* **Aim of the exercise**: Scan the listing below. Report each line that includes "this".

* **Data shown**:

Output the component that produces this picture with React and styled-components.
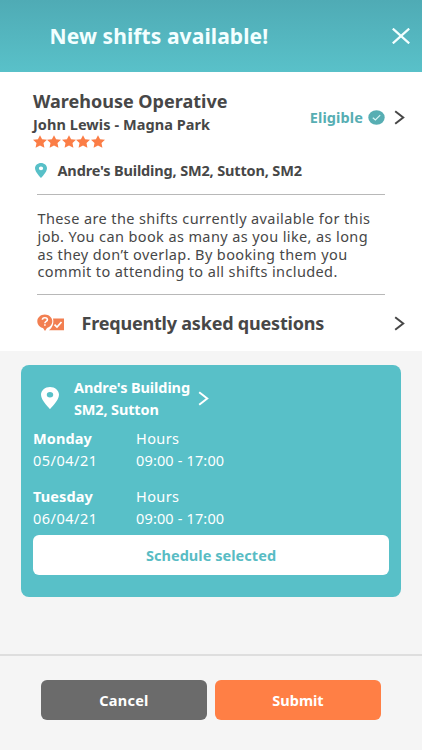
import React from "react";
import styled, { createGlobalStyle } from "styled-components";

const GlobalStyle = createGlobalStyle`
  * {
    box-sizing: border-box;
  }
  body {
    margin: 0;
    background-color: #f5f5f5;
    font-family: "Noto Sans", "Open Sans", sans-serif;
    color: #474747;
  }
`;

const Container = styled.div`
  display: flex;
  flex-direction: column;
  width: 422px;
  height: 750px;
  overflow: hidden;
`;

const Header = styled.header`
  display: flex;
  align-items: center;
  justify-content: space-between;
  height: 72px;
  padding: 0 12px 0 49.5px;
  background: linear-gradient(#4fabb5, #59c1c9);
  color: #f3ffff;
  flex-shrink: 0;
`;

const Text = styled.span`
  display: block;
  font-size: ${({ $size }) => $size || 14.5}px;
  font-weight: ${({ $weight }) => $weight || 700};
  line-height: ${({ $line }) => $line || 22}px;
  letter-spacing: ${({ $spacing }) => $spacing || 0}px;
  color: ${({ $color }) => $color || "inherit"};
  white-space: nowrap;
`;

const Details = styled.section`
  height: 279px;
  padding: 16px 17px 0 33px;
  background-color: white;
  flex-shrink: 0;
`;

const Job = styled.div`
  display: flex;
  align-items: flex-start;
  justify-content: space-between;
  height: 62px;
`;

const Stars = styled.div`
  display: flex;
  gap: 0.4px;
`;

const Status = styled.div`
  display: flex;
  align-items: center;
  padding-top: 18px;
`;

const StatusIcons = styled.div`
  display: flex;
  align-items: center;
  gap: 9px;
  margin-left: 5px;
`;

const Address = styled.div`
  display: flex;
  align-items: center;
  gap: 10.5px;
  height: 22px;
  margin-top: 9px;
  padding-left: 2px;
`;

const Divider = styled.hr`
  width: 348px;
  height: 1px;
  margin: ${({ $top }) => $top}px 0 0 4px;
  border: none;
  background-color: #b8b8b8;
`;

const Description = styled.p`
  width: 342px;
  margin: 15px 0 0 4.5px;
  font-size: 14.5px;
  line-height: 17.8px;
  letter-spacing: 0.39px;
`;

const Faq = styled.div`
  display: flex;
  align-items: center;
  height: 28px;
  margin-top: 14px;
  padding-left: 4px;

  > :last-child {
    margin-left: auto;
  }
`;

const FaqTitle = styled(Text)`
  margin-left: 16.5px;
`;

const Card = styled.section`
  width: 380px;
  height: 232px;
  margin: 14px 0 0 21px;
  padding: 11px 12px 0;
  border-radius: 8px;
  background-color: #58c0c8;
  color: white;
  flex-shrink: 0;
`;

const Place = styled.div`
  display: flex;
  align-items: center;
  height: 44px;
  padding-left: 8px;
`;

const PlaceName = styled.div`
  width: 117px;
  margin: 0 7px 0 15px;
`;

const Shift = styled.div`
  display: grid;
  grid-template-columns: 103px 1fr;
  margin-top: ${({ $top }) => $top}px;
`;

const Button = styled.button`
  display: flex;
  align-items: center;
  justify-content: center;
  width: ${({ $width }) => $width}px;
  height: 40px;
  padding: 0;
  border: none;
  border-radius: 6px;
  background-color: ${({ $bg }) => $bg};
  color: ${({ $color }) => $color || "white"};
  font-family: inherit;
`;

const ScheduleButton = styled(Button)`
  margin-top: 6px;
`;

const Footer = styled.footer`
  display: flex;
  gap: 8px;
  height: 96px;
  margin-top: auto;
  padding: 24px 0 0 41px;
  border-top: 2px solid #dedede;
`;

const Chevron = ({ color = "#474747" }) => (
  <svg width="11" height="15" viewBox="0 0 11 15" fill="none">
    <path d="M1.2 1.3 L9.2 7.5 L1.2 13.7" stroke={color} strokeWidth="2" />
  </svg>
);

const Close = () => (
  <svg width="18" height="16" viewBox="0 0 18 16" fill="none">
    <path d="M0.8 0.6 L17.2 15.4 M17.2 0.6 L0.8 15.4" stroke="#f3ffff" strokeWidth="2.2" />
  </svg>
);

const Star = () => (
  <svg width="14" height="13" viewBox="0 0 14 13">
    <path
      d="M7 0.2 L9.1 4.3 L14 4.8 L10.5 8 L11.4 12.8 L7 10.4 L2.6 12.8 L3.5 8 L0 4.8 L4.9 4.3 Z"
      fill="#fb7d46"
    />
  </svg>
);

const Pin = ({ width, height, color }) => (
  <svg width={width} height={height} viewBox="5 2 14 20" preserveAspectRatio="none">
    <path
      d="M12 2C8.1 2 5 5.1 5 9c0 5.2 7 13 7 13s7-7.8 7-13c0-3.9-3.1-7-7-7zm0 9.5a2.5 2.5 0 1 1 0-5 2.5 2.5 0 0 1 0 5z"
      fill={color}
    />
  </svg>
);

const Check = () => (
  <svg width="17" height="15" viewBox="0 0 17 15" fill="none">
    <ellipse cx="8.5" cy="7.5" rx="8.2" ry="7.3" fill="#57aeb3" />
    <path d="M4.8 7.7 L7.4 10 L12.2 5.2" stroke="#d8f5f5" strokeWidth="1.2" />
  </svg>
);

const FaqIcon = () => (
  <svg width="28" height="18" viewBox="0 0 28 18" fill="none">
    <path d="M16 4.5 H27 V16.3 H12 C15.2 14 17.2 9.5 16 4.5 Z" fill="#f27f51" />
    <path d="M17.5 10.6 L20 13 L24.5 8" stroke="white" strokeWidth="1.7" />
    <path
      d="M7.8 0.6 C3.8 0.6 0.3 3.5 0.3 7.3 C0.3 10.8 3 13.5 6 14 L8 16.9 L10 13.9 C13 13 15.3 10.5 15.3 7.3 C15.3 3.5 11.8 0.6 7.8 0.6 Z"
      fill="#f27f51"
    />
    <path
      d="M5.4 5.8 C5.4 3 10.4 3 10.4 5.8 C10.4 7.4 7.9 7.3 7.9 9.2 M7.9 10.2 V11.8"
      stroke="white"
      strokeWidth="1.6"
    />
  </svg>
);

const shifts = [
  { day: "Monday", date: "05/04/21", hours: "09:00 - 17:00", top: 7 },
  { day: "Tuesday", date: "06/04/21", hours: "09:00 - 17:00", top: 14 },
];

const App = () => {
  return (
    <Container>
      <GlobalStyle />
      <Header>
        <Text $size={21} $line={30} $spacing={0.1}>New shifts available!</Text>
        <Close />
      </Header>
      <Details>
        <Job>
          <div>
            <Text $size={18} $line={26}>Warehouse Operative</Text>
            <Text $line={21} $spacing={0.06}>John Lewis - Magna Park</Text>
            <Stars>
              {[1, 2, 3, 4, 5].map((n) => (
                <Star key={n} />
              ))}
            </Stars>
          </div>
          <Status>
            <Text $color="#57aeb3" $spacing={0.1}>Eligible</Text>
            <StatusIcons>
              <Check />
              <Chevron />
            </StatusIcons>
          </Status>
        </Job>
        <Address>
          <Pin width={12} height={15} color="#58c0c8" />
          <Text $spacing={-0.16}>Andre's Building, SM2, Sutton, SM2</Text>
        </Address>
        <Divider $top={13} />
        <Description>
          These are the shifts currently available for this job. You can book as
          many as you like, as long as they don’t overlap. By booking them you
          commit to attending to all shifts included.
        </Description>
        <Divider $top={13} />
        <Faq>
          <FaqIcon />
          <FaqTitle $size={18} $line={28} $spacing={-0.2}>Frequently asked questions</FaqTitle>
          <Chevron />
        </Faq>
      </Details>
      <Card>
        <Place>
          <Pin width={18} height={22} color="white" />
          <PlaceName>
            <Text $spacing={-0.1}>Andre's Building</Text>
            <Text $spacing={-0.15}>SM2, Sutton</Text>
          </PlaceName>
          <Chevron color="white" />
        </Place>
        {shifts.map(({ day, date, hours, top }) => (
          <Shift key={day} $top={top}>
            <Text $spacing={0.1}>{day}</Text>
            <Text $weight={400} $spacing={0.4}>Hours</Text>
            <Text $weight={400} $spacing={0.5}>{date}</Text>
            <Text $weight={400} $spacing={0.15}>{hours}</Text>
          </Shift>
        ))}
        <ScheduleButton $width={356} $bg="white" $color="#58bcc4">
          <Text $spacing={0.05}>Schedule selected</Text>
        </ScheduleButton>
      </Card>
      <Footer>
        <Button $width={166} $bg="#6b6b6b">
          <Text $spacing={0.25}>Cancel</Text>
        </Button>
        <Button $width={166} $bg="#ff7f45">
          <Text>Submit</Text>
        </Button>
      </Footer>
    </Container>
  );
};

export default App;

* **Worked answer**:
Output the component that produces this picture with React and styled-components.
          These are the shifts currently available for this job. You can book as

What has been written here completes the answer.